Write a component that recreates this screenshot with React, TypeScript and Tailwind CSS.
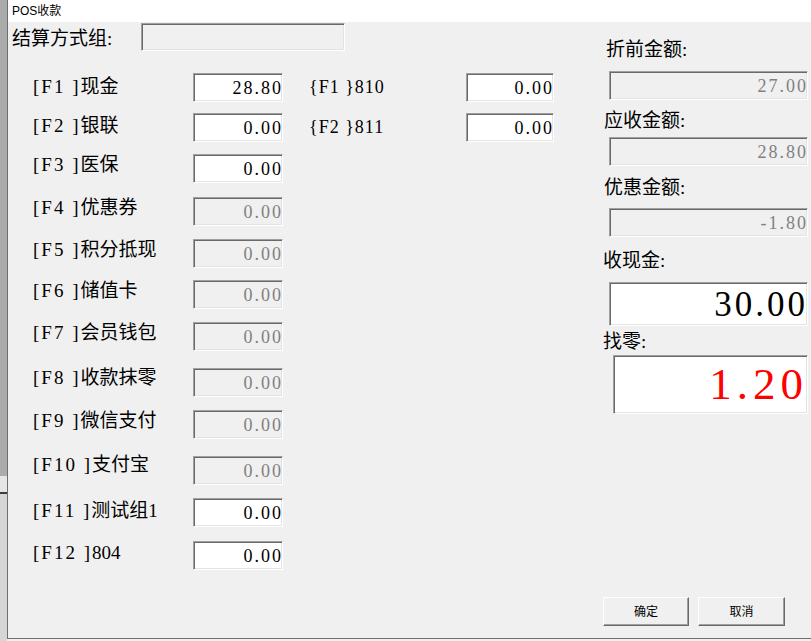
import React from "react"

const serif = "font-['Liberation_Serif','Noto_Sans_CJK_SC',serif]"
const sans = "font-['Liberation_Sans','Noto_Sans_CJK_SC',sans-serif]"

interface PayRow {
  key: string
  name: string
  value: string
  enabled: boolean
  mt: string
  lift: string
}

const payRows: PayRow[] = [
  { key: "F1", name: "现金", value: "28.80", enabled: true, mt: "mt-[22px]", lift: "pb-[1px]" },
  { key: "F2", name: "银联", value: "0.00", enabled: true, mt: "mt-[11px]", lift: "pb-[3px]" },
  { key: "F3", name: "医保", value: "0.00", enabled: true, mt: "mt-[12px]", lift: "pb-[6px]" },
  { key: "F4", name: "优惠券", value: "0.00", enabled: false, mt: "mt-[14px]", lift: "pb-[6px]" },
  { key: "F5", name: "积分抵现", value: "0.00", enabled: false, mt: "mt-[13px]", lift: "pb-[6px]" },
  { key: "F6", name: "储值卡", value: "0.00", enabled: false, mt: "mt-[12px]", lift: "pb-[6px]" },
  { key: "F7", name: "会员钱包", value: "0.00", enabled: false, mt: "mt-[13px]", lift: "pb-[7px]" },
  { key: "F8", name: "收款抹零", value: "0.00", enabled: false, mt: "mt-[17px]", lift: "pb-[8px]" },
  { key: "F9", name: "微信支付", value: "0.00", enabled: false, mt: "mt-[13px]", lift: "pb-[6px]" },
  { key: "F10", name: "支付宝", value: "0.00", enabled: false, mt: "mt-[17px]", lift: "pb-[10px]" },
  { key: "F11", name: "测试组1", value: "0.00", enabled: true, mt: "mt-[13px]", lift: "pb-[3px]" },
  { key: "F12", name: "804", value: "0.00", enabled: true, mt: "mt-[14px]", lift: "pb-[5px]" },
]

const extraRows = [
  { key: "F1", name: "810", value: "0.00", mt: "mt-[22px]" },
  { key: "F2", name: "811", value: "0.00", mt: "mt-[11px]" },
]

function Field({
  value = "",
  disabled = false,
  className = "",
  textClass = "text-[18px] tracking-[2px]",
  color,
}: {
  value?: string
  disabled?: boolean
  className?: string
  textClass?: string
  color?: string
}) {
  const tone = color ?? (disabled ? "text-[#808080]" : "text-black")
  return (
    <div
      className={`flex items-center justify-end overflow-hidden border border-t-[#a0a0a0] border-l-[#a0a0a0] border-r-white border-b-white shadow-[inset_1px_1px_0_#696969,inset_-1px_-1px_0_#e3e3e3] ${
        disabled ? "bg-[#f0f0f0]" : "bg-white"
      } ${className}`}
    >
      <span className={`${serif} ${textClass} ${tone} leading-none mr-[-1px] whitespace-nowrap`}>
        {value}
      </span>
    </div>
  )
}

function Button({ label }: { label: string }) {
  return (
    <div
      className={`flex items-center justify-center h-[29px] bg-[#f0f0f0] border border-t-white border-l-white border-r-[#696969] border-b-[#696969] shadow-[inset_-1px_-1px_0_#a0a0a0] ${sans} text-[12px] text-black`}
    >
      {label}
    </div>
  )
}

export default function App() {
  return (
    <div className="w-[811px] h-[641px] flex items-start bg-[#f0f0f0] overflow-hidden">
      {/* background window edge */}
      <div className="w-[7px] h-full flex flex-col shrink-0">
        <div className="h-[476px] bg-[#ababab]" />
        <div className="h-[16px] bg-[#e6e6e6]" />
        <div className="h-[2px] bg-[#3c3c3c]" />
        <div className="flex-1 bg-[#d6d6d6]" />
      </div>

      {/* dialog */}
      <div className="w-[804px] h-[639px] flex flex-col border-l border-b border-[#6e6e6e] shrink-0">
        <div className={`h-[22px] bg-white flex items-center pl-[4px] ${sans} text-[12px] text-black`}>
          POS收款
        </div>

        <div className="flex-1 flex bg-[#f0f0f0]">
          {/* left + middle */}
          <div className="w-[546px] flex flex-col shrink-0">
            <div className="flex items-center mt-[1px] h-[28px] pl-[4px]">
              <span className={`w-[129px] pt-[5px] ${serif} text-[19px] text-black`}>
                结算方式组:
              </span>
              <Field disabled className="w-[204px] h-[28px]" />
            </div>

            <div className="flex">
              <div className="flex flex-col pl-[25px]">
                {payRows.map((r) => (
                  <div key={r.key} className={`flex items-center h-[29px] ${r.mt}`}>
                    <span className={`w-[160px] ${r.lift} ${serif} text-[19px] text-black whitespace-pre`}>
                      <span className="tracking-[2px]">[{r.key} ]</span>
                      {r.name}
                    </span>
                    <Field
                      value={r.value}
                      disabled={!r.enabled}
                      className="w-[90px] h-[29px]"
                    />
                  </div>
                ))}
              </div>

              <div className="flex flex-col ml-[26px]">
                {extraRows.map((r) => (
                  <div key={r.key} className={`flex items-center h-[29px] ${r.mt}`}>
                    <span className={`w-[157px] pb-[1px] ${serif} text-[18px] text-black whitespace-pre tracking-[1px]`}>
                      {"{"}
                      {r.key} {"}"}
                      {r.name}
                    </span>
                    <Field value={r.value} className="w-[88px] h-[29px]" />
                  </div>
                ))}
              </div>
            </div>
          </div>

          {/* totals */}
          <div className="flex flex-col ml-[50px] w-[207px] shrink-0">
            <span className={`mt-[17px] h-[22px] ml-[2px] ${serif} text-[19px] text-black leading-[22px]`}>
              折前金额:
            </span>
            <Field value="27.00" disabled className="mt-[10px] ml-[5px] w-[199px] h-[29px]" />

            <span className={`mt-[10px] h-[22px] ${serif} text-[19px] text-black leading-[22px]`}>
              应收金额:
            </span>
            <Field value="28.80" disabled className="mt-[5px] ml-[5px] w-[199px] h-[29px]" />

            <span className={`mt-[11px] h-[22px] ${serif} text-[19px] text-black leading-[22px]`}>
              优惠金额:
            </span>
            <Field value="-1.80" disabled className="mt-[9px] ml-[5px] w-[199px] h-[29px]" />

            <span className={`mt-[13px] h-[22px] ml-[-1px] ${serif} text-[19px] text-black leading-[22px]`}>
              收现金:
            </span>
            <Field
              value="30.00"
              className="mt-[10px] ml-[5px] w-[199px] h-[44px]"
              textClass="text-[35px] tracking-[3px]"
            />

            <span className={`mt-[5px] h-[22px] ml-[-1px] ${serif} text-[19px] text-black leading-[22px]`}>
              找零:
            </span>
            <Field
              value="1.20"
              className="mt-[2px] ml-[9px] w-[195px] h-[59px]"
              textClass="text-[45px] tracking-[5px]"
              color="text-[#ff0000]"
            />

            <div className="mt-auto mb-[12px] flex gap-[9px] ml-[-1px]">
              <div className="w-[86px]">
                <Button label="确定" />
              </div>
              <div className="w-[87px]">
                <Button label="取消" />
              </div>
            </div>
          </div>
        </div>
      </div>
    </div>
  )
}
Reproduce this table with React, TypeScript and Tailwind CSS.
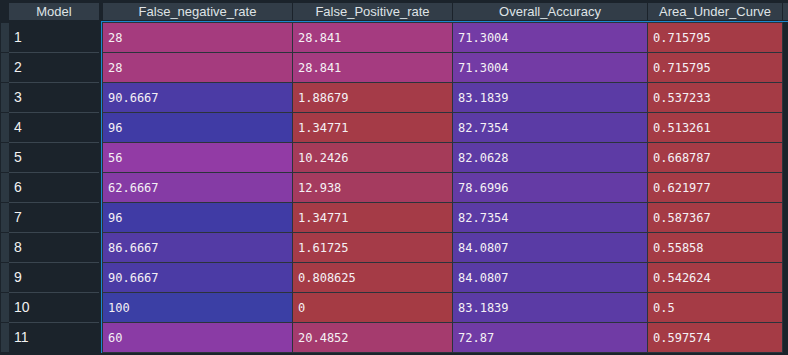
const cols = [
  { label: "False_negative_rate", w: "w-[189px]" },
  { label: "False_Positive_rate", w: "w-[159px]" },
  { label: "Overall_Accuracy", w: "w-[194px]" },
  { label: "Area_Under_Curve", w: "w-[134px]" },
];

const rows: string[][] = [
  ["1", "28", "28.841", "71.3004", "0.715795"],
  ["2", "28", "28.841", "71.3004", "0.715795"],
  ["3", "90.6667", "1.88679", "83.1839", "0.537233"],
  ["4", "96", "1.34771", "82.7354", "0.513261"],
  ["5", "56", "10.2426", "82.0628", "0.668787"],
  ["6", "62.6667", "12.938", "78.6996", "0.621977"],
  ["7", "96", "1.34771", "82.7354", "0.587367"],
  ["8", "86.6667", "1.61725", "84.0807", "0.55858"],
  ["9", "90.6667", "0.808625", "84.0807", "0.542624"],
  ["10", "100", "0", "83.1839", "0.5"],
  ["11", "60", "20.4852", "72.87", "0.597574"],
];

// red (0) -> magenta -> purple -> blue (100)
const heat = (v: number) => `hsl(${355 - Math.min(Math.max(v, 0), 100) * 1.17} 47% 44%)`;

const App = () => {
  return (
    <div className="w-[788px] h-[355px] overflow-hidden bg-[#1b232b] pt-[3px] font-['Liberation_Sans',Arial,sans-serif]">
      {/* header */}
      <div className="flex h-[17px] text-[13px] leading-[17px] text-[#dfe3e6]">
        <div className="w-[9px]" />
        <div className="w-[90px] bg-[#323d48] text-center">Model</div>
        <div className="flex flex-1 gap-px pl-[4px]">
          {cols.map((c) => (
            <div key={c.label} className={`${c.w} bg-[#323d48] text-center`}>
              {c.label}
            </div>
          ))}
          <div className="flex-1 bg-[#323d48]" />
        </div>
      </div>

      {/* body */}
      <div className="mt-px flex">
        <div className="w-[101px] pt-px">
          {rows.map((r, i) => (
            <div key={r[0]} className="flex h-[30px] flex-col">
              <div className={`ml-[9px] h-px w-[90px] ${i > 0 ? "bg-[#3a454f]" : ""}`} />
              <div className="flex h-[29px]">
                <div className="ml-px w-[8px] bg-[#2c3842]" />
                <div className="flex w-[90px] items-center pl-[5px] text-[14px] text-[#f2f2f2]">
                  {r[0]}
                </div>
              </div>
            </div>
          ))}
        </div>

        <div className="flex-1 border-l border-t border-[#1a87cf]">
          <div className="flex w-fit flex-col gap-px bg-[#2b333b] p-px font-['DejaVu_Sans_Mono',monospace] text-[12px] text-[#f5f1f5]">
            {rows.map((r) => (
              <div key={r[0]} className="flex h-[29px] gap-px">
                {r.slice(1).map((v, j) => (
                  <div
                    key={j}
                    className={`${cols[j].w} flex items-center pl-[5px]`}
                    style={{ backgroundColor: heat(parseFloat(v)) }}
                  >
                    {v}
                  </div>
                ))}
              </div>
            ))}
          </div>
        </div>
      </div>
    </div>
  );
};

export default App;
========
Give again the lines from "Reproduce this table" to "const heat = (v: number)" exactly, both of those lines included, and do not include any pictures.

COMPLETE OUTPUT:
Reproduce this table with React, TypeScript and Tailwind CSS.
const cols = [
  { label: "False_negative_rate", w: "w-[189px]" },
  { label: "False_Positive_rate", w: "w-[159px]" },
  { label: "Overall_Accuracy", w: "w-[194px]" },
  { label: "Area_Under_Curve", w: "w-[134px]" },
];

const rows: string[][] = [
  ["1", "28", "28.841", "71.3004", "0.715795"],
  ["2", "28", "28.841", "71.3004", "0.715795"],
  ["3", "90.6667", "1.88679", "83.1839", "0.537233"],
  ["4", "96", "1.34771", "82.7354", "0.513261"],
  ["5", "56", "10.2426", "82.0628", "0.668787"],
  ["6", "62.6667", "12.938", "78.6996", "0.621977"],
  ["7", "96", "1.34771", "82.7354", "0.587367"],
  ["8", "86.6667", "1.61725", "84.0807", "0.55858"],
  ["9", "90.6667", "0.808625", "84.0807", "0.542624"],
  ["10", "100", "0", "83.1839", "0.5"],
  ["11", "60", "20.4852", "72.87", "0.597574"],
];

// red (0) -> magenta -> purple -> blue (100)
const heat = (v: number) => `hsl(${355 - Math.min(Math.max(v, 0), 100) * 1.17} 47% 44%)`;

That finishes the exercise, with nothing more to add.